_SHORT EXERCISE:_ Each line that includes the word "React" counts once; give the total and nothing more.

_INFORMATION SHOWN:_
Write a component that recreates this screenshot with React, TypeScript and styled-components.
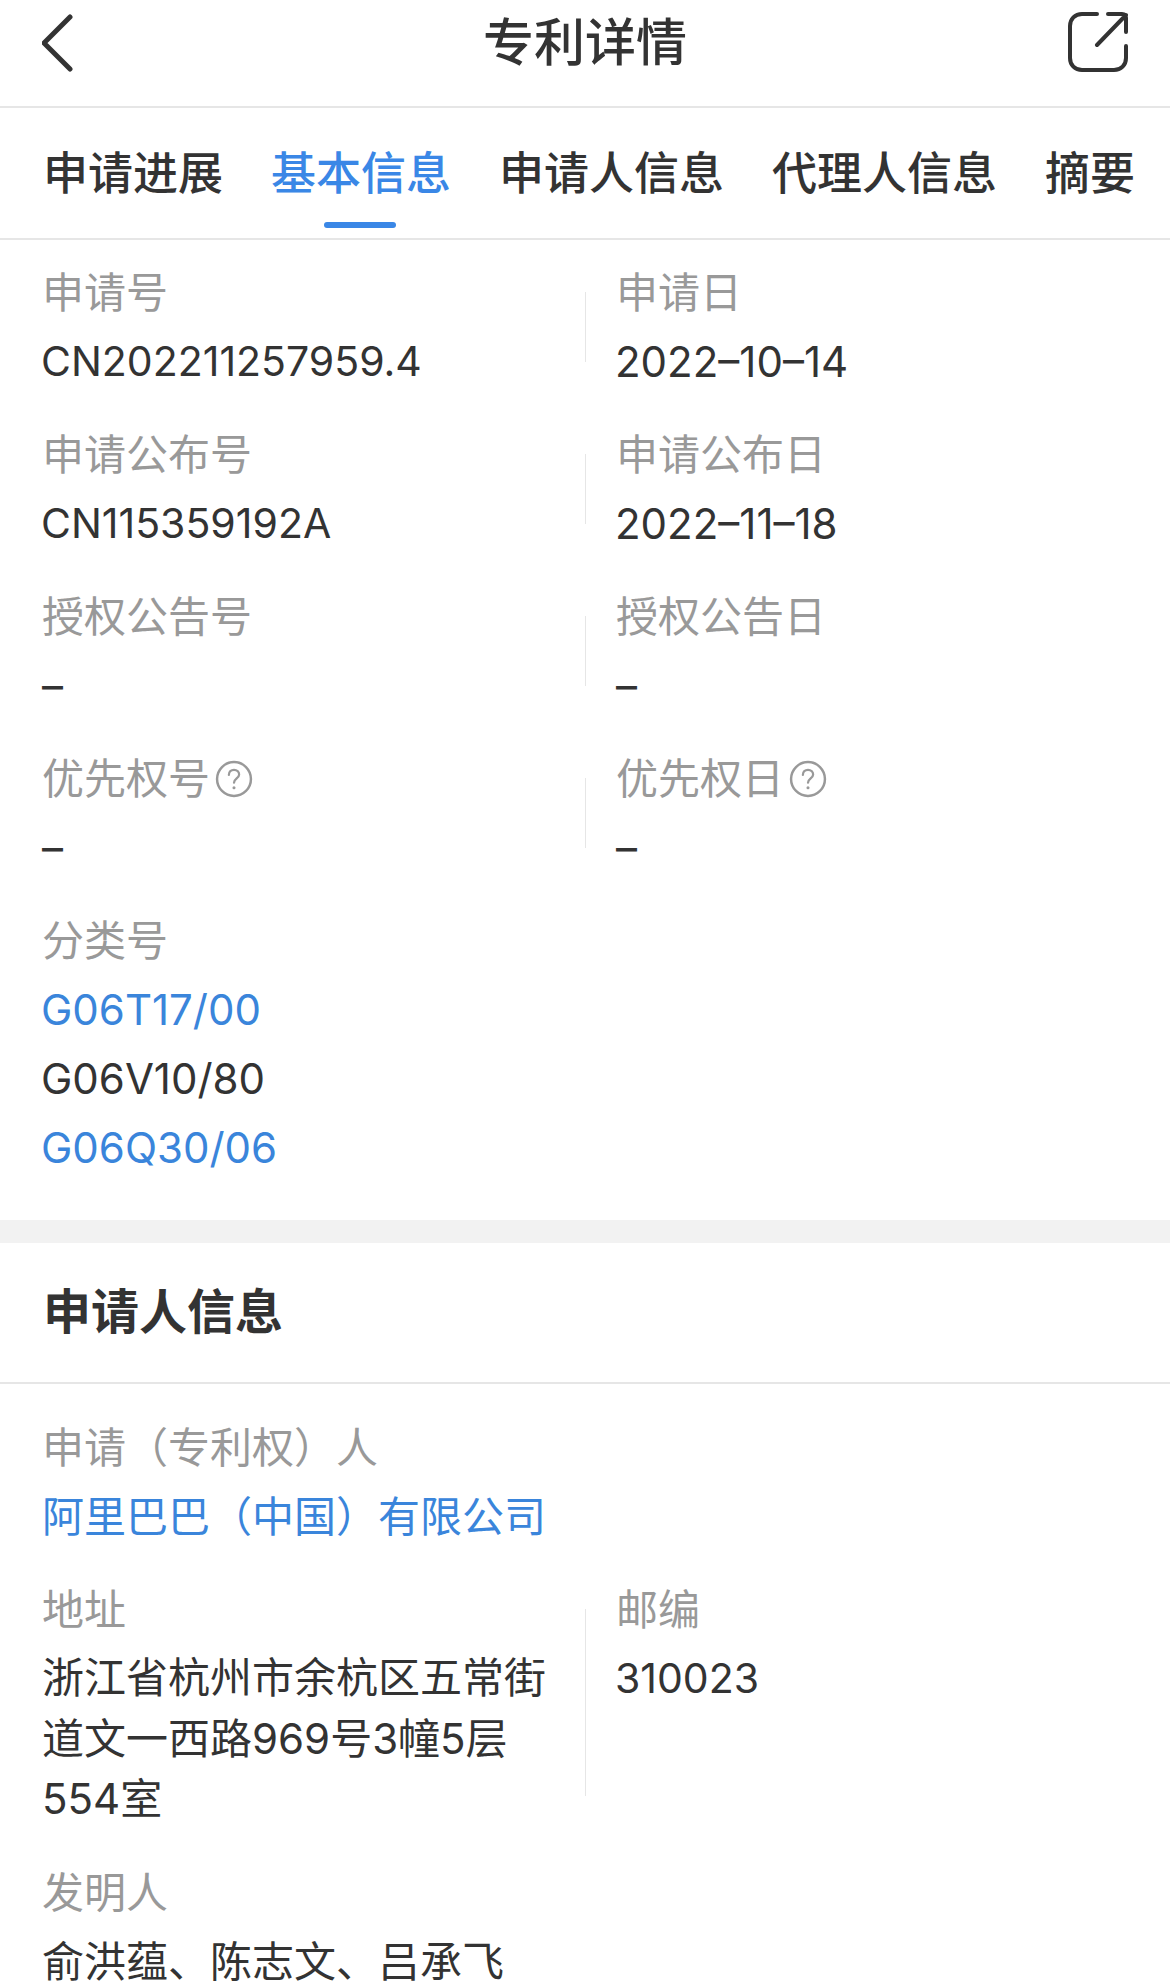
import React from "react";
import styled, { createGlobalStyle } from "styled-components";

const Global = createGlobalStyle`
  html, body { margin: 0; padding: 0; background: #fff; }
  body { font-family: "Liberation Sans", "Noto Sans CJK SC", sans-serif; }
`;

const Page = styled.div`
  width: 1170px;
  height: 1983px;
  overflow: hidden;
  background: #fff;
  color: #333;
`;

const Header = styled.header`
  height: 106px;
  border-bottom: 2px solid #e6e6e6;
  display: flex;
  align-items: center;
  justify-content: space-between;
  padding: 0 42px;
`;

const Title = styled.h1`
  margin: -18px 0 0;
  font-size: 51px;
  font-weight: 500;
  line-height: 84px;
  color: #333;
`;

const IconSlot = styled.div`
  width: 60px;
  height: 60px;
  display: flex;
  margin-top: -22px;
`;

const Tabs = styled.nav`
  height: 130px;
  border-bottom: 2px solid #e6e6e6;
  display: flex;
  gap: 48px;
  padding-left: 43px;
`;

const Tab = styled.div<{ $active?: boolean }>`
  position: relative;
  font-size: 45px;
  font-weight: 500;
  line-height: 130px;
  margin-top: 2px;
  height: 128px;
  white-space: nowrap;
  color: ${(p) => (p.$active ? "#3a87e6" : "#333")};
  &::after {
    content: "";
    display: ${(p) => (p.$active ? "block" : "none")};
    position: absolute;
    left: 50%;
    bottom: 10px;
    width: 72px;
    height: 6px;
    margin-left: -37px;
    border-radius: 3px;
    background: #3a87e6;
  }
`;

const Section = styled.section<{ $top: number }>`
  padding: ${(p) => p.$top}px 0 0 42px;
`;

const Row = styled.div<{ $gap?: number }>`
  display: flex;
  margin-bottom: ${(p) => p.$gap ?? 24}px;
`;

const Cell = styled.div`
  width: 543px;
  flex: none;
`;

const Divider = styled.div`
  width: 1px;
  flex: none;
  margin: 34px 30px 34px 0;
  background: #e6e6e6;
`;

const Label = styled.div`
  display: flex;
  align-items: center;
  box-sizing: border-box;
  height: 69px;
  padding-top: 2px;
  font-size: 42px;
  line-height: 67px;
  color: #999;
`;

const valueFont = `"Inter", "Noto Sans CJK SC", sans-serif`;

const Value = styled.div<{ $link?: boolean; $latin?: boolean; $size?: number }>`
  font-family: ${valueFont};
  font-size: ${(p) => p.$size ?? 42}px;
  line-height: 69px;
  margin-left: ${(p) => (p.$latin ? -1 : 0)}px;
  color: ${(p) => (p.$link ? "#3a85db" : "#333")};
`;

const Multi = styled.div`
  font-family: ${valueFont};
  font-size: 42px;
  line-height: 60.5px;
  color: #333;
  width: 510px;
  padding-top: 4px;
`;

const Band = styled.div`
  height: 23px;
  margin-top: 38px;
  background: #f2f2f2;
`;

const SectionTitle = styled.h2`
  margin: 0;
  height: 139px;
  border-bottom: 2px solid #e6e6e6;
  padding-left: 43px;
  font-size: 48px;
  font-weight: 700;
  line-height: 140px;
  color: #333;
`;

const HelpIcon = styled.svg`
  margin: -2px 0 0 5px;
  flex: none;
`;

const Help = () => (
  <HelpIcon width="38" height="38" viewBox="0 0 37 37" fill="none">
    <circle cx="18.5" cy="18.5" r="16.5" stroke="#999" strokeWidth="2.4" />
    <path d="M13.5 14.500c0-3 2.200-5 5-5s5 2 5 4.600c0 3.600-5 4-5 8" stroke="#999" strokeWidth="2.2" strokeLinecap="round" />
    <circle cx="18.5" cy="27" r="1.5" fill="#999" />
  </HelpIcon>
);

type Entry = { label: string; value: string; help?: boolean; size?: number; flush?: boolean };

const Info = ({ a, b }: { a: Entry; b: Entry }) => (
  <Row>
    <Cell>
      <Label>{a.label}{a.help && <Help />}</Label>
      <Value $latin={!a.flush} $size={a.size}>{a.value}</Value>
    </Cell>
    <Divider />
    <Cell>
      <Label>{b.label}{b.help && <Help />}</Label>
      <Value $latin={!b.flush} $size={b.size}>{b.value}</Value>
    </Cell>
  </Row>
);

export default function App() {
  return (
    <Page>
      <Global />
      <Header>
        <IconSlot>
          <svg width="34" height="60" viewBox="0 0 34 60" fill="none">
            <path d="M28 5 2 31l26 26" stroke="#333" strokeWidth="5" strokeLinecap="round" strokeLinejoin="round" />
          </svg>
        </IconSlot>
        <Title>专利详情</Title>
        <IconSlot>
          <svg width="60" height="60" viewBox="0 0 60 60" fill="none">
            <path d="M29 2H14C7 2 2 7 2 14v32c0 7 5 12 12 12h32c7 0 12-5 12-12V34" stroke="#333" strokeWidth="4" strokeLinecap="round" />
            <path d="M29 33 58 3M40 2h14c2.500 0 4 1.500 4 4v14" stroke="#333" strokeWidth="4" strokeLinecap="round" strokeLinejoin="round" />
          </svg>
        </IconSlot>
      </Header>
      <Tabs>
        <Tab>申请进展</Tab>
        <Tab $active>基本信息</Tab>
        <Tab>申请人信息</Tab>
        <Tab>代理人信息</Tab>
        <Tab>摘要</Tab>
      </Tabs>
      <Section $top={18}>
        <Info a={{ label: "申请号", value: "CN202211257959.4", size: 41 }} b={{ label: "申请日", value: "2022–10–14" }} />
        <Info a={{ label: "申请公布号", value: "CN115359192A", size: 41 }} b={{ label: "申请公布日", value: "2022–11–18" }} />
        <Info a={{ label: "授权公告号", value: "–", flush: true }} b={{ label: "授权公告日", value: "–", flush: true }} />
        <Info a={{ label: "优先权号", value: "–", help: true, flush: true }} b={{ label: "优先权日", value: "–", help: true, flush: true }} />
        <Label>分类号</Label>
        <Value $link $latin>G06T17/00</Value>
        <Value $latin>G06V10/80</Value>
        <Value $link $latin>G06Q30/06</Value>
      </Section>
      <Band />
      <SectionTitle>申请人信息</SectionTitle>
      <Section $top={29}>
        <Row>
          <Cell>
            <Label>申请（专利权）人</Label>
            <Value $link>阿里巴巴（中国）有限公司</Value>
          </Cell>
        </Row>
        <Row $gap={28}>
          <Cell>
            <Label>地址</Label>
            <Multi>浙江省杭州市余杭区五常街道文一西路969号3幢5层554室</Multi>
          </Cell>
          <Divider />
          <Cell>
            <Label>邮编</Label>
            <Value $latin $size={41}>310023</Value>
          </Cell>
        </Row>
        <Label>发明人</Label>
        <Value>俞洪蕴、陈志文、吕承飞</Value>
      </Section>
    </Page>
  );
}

_RESULT OF THE EXERCISE:_ 2